DATASET SECTION ->
-=-=-=-=-
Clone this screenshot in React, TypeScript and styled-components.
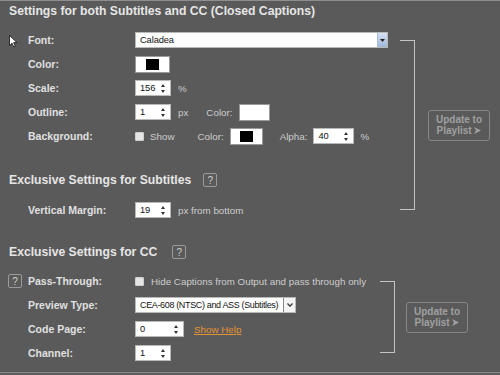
import React from 'react';
import styled, { createGlobalStyle } from 'styled-components';

const GlobalStyle = createGlobalStyle`
	html, body {
		margin: 0;
		padding: 0;
		background: #5e5e5e;
	}
	body {
		font-family: "Liberation Sans", Arial, sans-serif;
	}
`;

const Panel = styled.div`
	position: relative;
	box-sizing: border-box;
	width: 500px;
	height: 373px;
	background: #5a5a5a;
	border-top: 1px solid #8e8e8e;
	border-bottom: 1px solid #8a8a8a;
	overflow: hidden;
`;

const SectionTitle = styled.div<{ $top?: number }>`
	display: flex;
	align-items: center;
	height: 20px;
	margin-top: ${p => p.$top ?? 0}px;
	padding-left: 9px;
	font-size: 12.2px;
	font-weight: bold;
	color: #e6e6e6;
	white-space: nowrap;
`;

const HelpBox = styled.span<{ $gap?: number }>`
	display: inline-flex;
	align-items: center;
	justify-content: center;
	box-sizing: border-box;
	width: 14px;
	height: 14px;
	margin-left: ${p => p.$gap ?? 0}px;
	border: 1px solid #9a9a9a;
	border-radius: 2px;
	font-size: 10px;
	font-weight: normal;
	color: #cfcfcf;
`;

const Group = styled.div<{ $top: number }>`
	display: flex;
	margin-top: ${p => p.$top}px;
`;

const FormColumn = styled.div<{ $width: number }>`
	display: flex;
	flex-direction: column;
	width: ${p => p.$width}px;
	flex-shrink: 0;
`;

const Bracket = styled.div`
	width: 14px;
	margin: 12px 0 12px;
	border-top: 1px solid #c4c4c4;
	border-right: 1px solid #c4c4c4;
	border-bottom: 1px solid #c4c4c4;
`;

const UpdateButton = styled.div<{ $gap: number }>`
	align-self: center;
	box-sizing: border-box;
	width: 62px;
	height: 31px;
	margin-left: ${p => p.$gap}px;
	border: 1px solid #868686;
	border-radius: 3px;
	display: flex;
	flex-direction: column;
	align-items: center;
	justify-content: center;
	font-size: 10px;
	font-weight: bold;
	line-height: 11px;
	color: #a0a0a0;
`;

const Row = styled.div<{ $top?: number }>`
	display: flex;
	align-items: center;
	height: 24px;
	margin-top: ${p => p.$top ?? 0}px;
	padding-left: 8px;
	white-space: nowrap;
`;

const HelpSlot = styled.div`
	width: 20px;
	flex-shrink: 0;
	display: flex;
`;

const Label = styled.div`
	width: 107px;
	flex-shrink: 0;
	font-size: 10.5px;
	font-weight: bold;
	color: #e0e0e0;
`;

const Text = styled.span<{ $gap?: number }>`
	margin-left: ${p => p.$gap ?? 0}px;
	font-size: 9.8px;
	color: #cdcdcd;
`;

const HelpLink = styled.a`
	margin-left: 10px;
	font-size: 9.8px;
	color: #e39234;
	text-decoration: underline;
`;

const Field = styled.div<{ $width: number; $gap?: number }>`
	position: relative;
	box-sizing: border-box;
	display: flex;
	align-items: center;
	width: ${p => p.$width}px;
	height: 16px;
	margin-left: ${p => p.$gap ?? 0}px;
	background: #ffffff;
	border: 1px solid #b8b8b8;
	font-size: 9.3px;
	color: #111;
	padding-left: 4px;
`;

const FieldValue = styled.span<{ $tight?: boolean }>`
	flex: 1;
	overflow: hidden;
	letter-spacing: ${p => (p.$tight ? '-0.35px' : '-0.1px')};
	font-size: ${p => (p.$tight ? '9px' : 'inherit')};
`;

const BlueDrop = styled.div`
	width: 9px;
	align-self: stretch;
	display: flex;
	align-items: center;
	justify-content: center;
	background: linear-gradient(#d6e2f3, #9fb6d8);
	border-left: 1px solid #a9bcd8;
`;

const PlainDrop = styled.div`
	width: 11px;
	flex-shrink: 0;
	align-self: stretch;
	display: flex;
	align-items: center;
	justify-content: center;
	background: #f4f4f4;
	border-left: 1px solid #888;
`;

const SpinArrows = styled.div`
	display: flex;
	flex-direction: column;
	justify-content: space-between;
	align-self: stretch;
	padding: 3px 5px 2px 0;
`;

const Swatch = styled.div<{ $width: number; $gap?: number; $fill?: string }>`
	box-sizing: border-box;
	display: flex;
	align-items: center;
	justify-content: center;
	width: ${p => p.$width}px;
	height: 17px;
	margin-left: ${p => p.$gap ?? 0}px;
	background: #ffffff;
	border: 1px solid #9a9a9a;

	&::after {
		content: '';
		display: ${p => (p.$fill ? 'block' : 'none')};
		width: 13px;
		height: 11px;
		background: ${p => p.$fill};
	}
`;

const Check = styled.span`
	box-sizing: border-box;
	width: 9px;
	height: 9px;
	border-radius: 1px;
	background: #e4e4e4;
	border: 1px solid #cfcfcf;
`;

const Cursor = styled.svg`
	position: absolute;
	left: 9px;
	top: 34px;
`;

function Arrows() {
	return (
		<SpinArrows>
			<svg width="4" height="3" viewBox="0 0 4 3">
				<path d="M2 0 L4 3 L0 3 Z" fill="#333" />
			</svg>
			<svg width="4" height="3" viewBox="0 0 4 3">
				<path d="M0 0 L4 0 L2 3 Z" fill="#333" />
			</svg>
		</SpinArrows>
	);
}

function Spinner({ value, width = 36, gap }: { value: string; width?: number; gap?: number }) {
	return (
		<Field $width={width} $gap={gap}>
			<FieldValue>{value}</FieldValue>
			<Arrows />
		</Field>
	);
}

function Update({ gap }: { gap: number }) {
	return (
		<UpdateButton $gap={gap}>
			<span>Update to</span>
			<span>
				Playlist{' '}
				<svg width="7" height="7" viewBox="0 0 7 7">
					<path d="M0 0 L7 3.5 L0 7 L2 3.5 Z" fill="#a0a0a0" />
				</svg>
			</span>
		</UpdateButton>
	);
}

export default function App() {
	return (
		<>
			<GlobalStyle />
			<Panel>
				<SectionTitle>Settings for both Subtitles and CC (Closed Captions)</SectionTitle>

				<Group $top={7}>
					<FormColumn $width={400}>
						<Row>
							<HelpSlot />
							<Label>Font:</Label>
							<Field $width={253}>
								<FieldValue>Caladea</FieldValue>
								<BlueDrop>
									<svg width="5" height="3" viewBox="0 0 5 3">
										<path d="M0 0 L5 0 L2.5 3 Z" fill="#222" />
									</svg>
								</BlueDrop>
							</Field>
						</Row>
						<Row>
							<HelpSlot />
							<Label>Color:</Label>
							<Swatch $width={35} $fill="#000" />
						</Row>
						<Row>
							<HelpSlot />
							<Label>Scale:</Label>
							<Spinner value="156" />
							<Text $gap={7}>%</Text>
						</Row>
						<Row>
							<HelpSlot />
							<Label>Outline:</Label>
							<Spinner value="1" />
							<Text $gap={7}>px</Text>
							<Text $gap={18}>Color:</Text>
							<Swatch $width={31} $gap={6} />
						</Row>
						<Row>
							<HelpSlot />
							<Label>Background:</Label>
							<Check />
							<Text $gap={6}>Show</Text>
							<Text $gap={23}>Color:</Text>
							<Swatch $width={33} $gap={6} $fill="#000" />
							<Text $gap={17}>Alpha:</Text>
							<Spinner value="40" width={41} gap={6} />
							<Text $gap={6}>%</Text>
						</Row>

						<SectionTitle $top={22}>
							Exclusive Settings for Subtitles
							<HelpBox $gap={12}>?</HelpBox>
						</SectionTitle>

						<Row $top={8}>
							<HelpSlot />
							<Label>Vertical Margin:</Label>
							<Spinner value="19" />
							<Text $gap={7}>px from bottom</Text>
						</Row>
					</FormColumn>
					<Bracket />
					<Update gap={13} />
				</Group>

				<SectionTitle $top={20}>
					Exclusive Settings for CC
					<HelpBox $gap={15}>?</HelpBox>
				</SectionTitle>

				<Group $top={7}>
					<FormColumn $width={380}>
						<Row>
							<HelpSlot>
								<HelpBox>?</HelpBox>
							</HelpSlot>
							<Label>Pass-Through:</Label>
							<Check />
							<Text $gap={7}>Hide Captions from Output and pass through only</Text>
						</Row>
						<Row>
							<HelpSlot />
							<Label>Preview Type:</Label>
							<Field $width={161}>
								<FieldValue $tight>CEA-608 (NTSC) and ASS (Subtitles)</FieldValue>
								<PlainDrop>
									<svg width="6" height="4" viewBox="0 0 6 4">
										<path d="M0.5 0.5 L3 3.2 L5.5 0.5" stroke="#333" strokeWidth="1.2" fill="none" />
									</svg>
								</PlainDrop>
							</Field>
						</Row>
						<Row>
							<HelpSlot />
							<Label>Code Page:</Label>
							<Spinner value="0" width={49} />
							<HelpLink>Show Help</HelpLink>
						</Row>
						<Row>
							<HelpSlot />
							<Label>Channel:</Label>
							<Spinner value="1" />
						</Row>
					</FormColumn>
					<Bracket />
					<Update gap={11} />
				</Group>

				<Cursor width="9" height="13" viewBox="0 0 9 13">
					<path d="M0.5 0.5 L0.5 10.5 L3 8.2 L4.8 12 L6.3 11.3 L4.6 7.6 L8 7.6 Z" fill="#fff" stroke="#111" strokeWidth="0.8" />
				</Cursor>
			</Panel>
		</>
	);
}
-=-=-=-=-
WHAT YOU WILL DO -> Pick out the lines that have the word "components". Copy them all.

SOLVED PROBLEM ->
Clone this screenshot in React, TypeScript and styled-components.
import styled, { createGlobalStyle } from 'styled-components';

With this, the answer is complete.